The world, we will all agree, is in constant change. I'd like to focus on one of those changes; and one that is not pleasant. We are in 2019 - and our world today is fraught with violence, terrorism, hate and plain sociopaths.
In such an environment, one of the problems that arises is: how do you keep an open door, friendly welcome policy, while also screening for possible dangers?. It is not an easy balance; it is maybe an impossible balalnce...
Picture this scenario: You call for a meeting, open to the general community, with a speaker. It is in your facility, and the speaker talks about Israel. What do you do?
Anything related to Israel has become, these days, "controversial"; it also elicits the most extreme responses because people feel strongly about it. In some cases, anti-Israel positions also mask antisemitism which takes an anti Israel form because it is perceived to be more "politically correct". How do you screen those coming in? Should you keep the program "by invitation only" to control the audience? Should you have security checks at the door? Metal detectors? Let's look at these options one by one...
Metal detectors are definitely preceived as a deterrent but also as an obstacle for people to come in. If you go to a program and you need to go through a metal detector to go in... would you go in? and if you do go in... wouldn't you think twice next time you are invited?

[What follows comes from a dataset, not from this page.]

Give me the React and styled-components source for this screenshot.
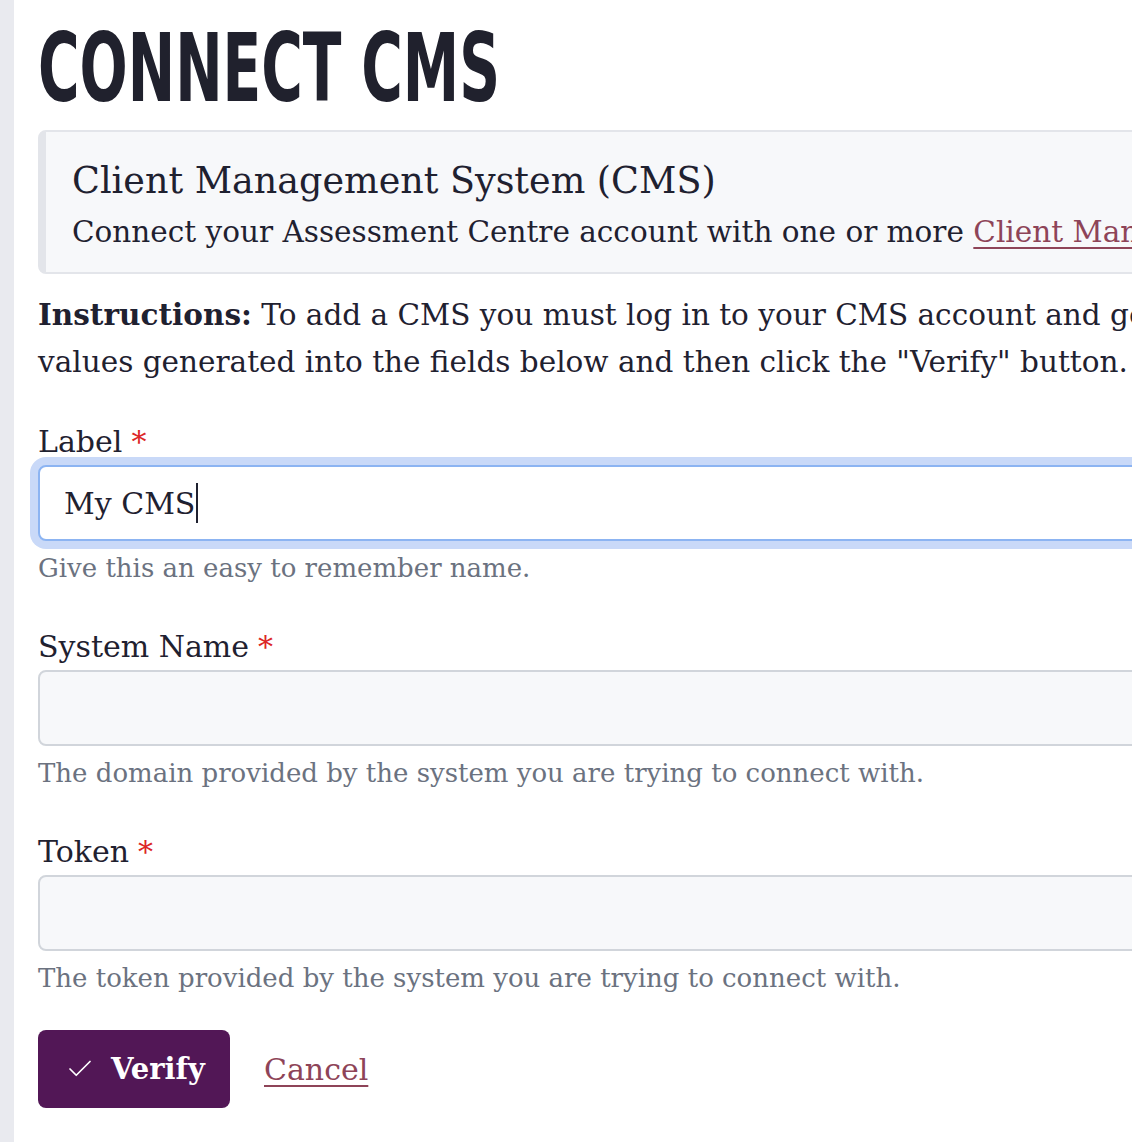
import React from 'react';
import styled, { createGlobalStyle } from 'styled-components';
import { Check } from 'lucide-react';

const GlobalStyle = createGlobalStyle`
  html, body {
    margin: 0;
    padding: 0;
    height: 100%;
    background: #ffffff;
    overflow: hidden;
  }
  #root {
    height: 100%;
  }
`;

const Page = styled.div`
  display: flex;
  height: 100%;
  width: 1500px;
`;

const SideStrip = styled.div`
  width: 14px;
  flex-shrink: 0;
  background: #e9eaef;
`;

const Main = styled.main`
  flex: 1;
  padding: 22px 0 0 24px;
  font-family: "DejaVu Serif", serif;
  color: #1f2130;
`;

const Title = styled.h1`
  margin: 0;
  font-family: "DejaVu Sans Condensed", "DejaVu Sans", sans-serif;
  font-stretch: condensed;
  font-weight: 700;
  font-size: 94px;
  line-height: 1;
  color: #20212d;
  display: inline-block;
  transform: scaleX(0.67);
  transform-origin: left center;
`;

const Callout = styled.section`
  margin-top: 14px;
  background: #f7f8fa;
  border: 2px solid #e3e5ea;
  border-left-width: 8px;
  border-radius: 8px;
  padding: 23px 0 16px 26px;
  white-space: nowrap;
`;

const CalloutTitle = styled.h2`
  margin: 0;
  font-size: 36.5px;
  font-weight: 400;
  line-height: 1.4;
`;

const CalloutText = styled.p`
  margin: 3px 0 0;
  font-size: 29.5px;
  line-height: 1.6;
`;

const Link = styled.a`
  color: #8e4458;
  text-decoration: underline;
  text-underline-offset: 5px;
  text-decoration-thickness: 2px;
`;

const Instructions = styled.p`
  margin: 17px 0 0;
  font-size: 29.5px;
  line-height: 47px;
  white-space: nowrap;

  strong {
    font-weight: 700;
  }
`;

const Form = styled.form`
  margin-top: 33px;
  display: flex;
  flex-direction: column;
  gap: 36px;
`;

const Field = styled.div`
  display: flex;
  flex-direction: column;
`;

const Label = styled.label`
  font-size: 30px;
  line-height: 45px;
  margin-bottom: 1px;
`;

const Required = styled.span`
  color: #dc2626;
  margin-left: 9px;
`;

const Input = styled.div`
  box-sizing: border-box;
  height: 76px;
  border: 2px solid ${(p) => (p.focused ? '#8cb4f2' : '#d1d5db')};
  background: ${(p) => (p.focused ? '#ffffff' : '#f7f8fa')};
  border-radius: 8px;
  box-shadow: ${(p) => (p.focused ? '0 0 0 8px #c9d9f8' : 'none')};
  padding: 0 24px;
  display: flex;
  align-items: center;
  font-size: 30px;
`;

const Caret = styled.span`
  display: inline-block;
  width: 2px;
  height: 40px;
  background: #1f2130;
  margin-left: 1px;
`;

const Help = styled.div`
  margin-top: 8px;
  font-size: 26px;
  line-height: 39px;
  color: #6b7280;
`;

const Actions = styled.div`
  display: flex;
  align-items: center;
  gap: 34px;
  margin-top: -4px;
`;

const VerifyButton = styled.button`
  box-sizing: border-box;
  height: 78px;
  width: 192px;
  display: flex;
  align-items: center;
  gap: 16px;
  padding: 0 0 0 27px;
  border: none;
  border-radius: 8px;
  background: #521756;
  color: #ffffff;
  font-family: inherit;
  font-weight: 700;
  font-size: 29px;
`;

const CancelLink = styled(Link)`
  font-size: 30px;
`;

const fields = [
  { label: 'Label', value: 'My CMS', focused: true, help: 'Give this an easy to remember name.' },
  { label: 'System Name', value: '', help: 'The domain provided by the system you are trying to connect with.' },
  { label: 'Token', value: '', help: 'The token provided by the system you are trying to connect with.' },
];

export default function App() {
  return (
    <>
      <GlobalStyle />
      <Page>
        <SideStrip />
        <Main>
          <Title>CONNECT CMS</Title>
          <Callout>
            <CalloutTitle>Client Management System (CMS)</CalloutTitle>
            <CalloutText>
              Connect your Assessment Centre account with one or more{' '}
              <Link href="#">Client Management Systems</Link>.
            </CalloutText>
          </Callout>
          <Instructions>
            <strong>Instructions:</strong> To add a CMS you must log in to your CMS account and generate a token. Copy the
            <br />
            values generated into the fields below and then click the "Verify" button.
          </Instructions>
          <Form onSubmit={(e) => e.preventDefault()}>
            {fields.map((f) => (
              <Field key={f.label}>
                <Label>
                  {f.label}
                  <Required>*</Required>
                </Label>
                <Input focused={f.focused}>
                  {f.value}
                  {f.focused && <Caret />}
                </Input>
                <Help>{f.help}</Help>
              </Field>
            ))}
            <Actions>
              <VerifyButton type="submit">
                <Check size={30} strokeWidth={1.4} />
                Verify
              </VerifyButton>
              <CancelLink href="#">Cancel</CancelLink>
            </Actions>
          </Form>
        </Main>
      </Page>
    </>
  );
}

If you have a program "by invitation only", you are pretty much accepting that you will continue to bring in the same people again and again, with the occassional addition to the group every now and then. But by and large, you are limiting your ability to use your programs for recruitment.
So how do you screen people coming in? One time-honored way is to have somebody in front who knows the community and the people, who can identify most of the people coming in. And those who cannot be identified, might be people you want to engage in a short conversation to get a sense of who they are... Not bullet-proofed, but the best option available.
I remember growing up in a community where Jewish organizations were open most of the day with something going on, with a policy of open doors. And if there were occassional problem, they were few and far between. Things have changed. Life has changed. Welcome to 2019!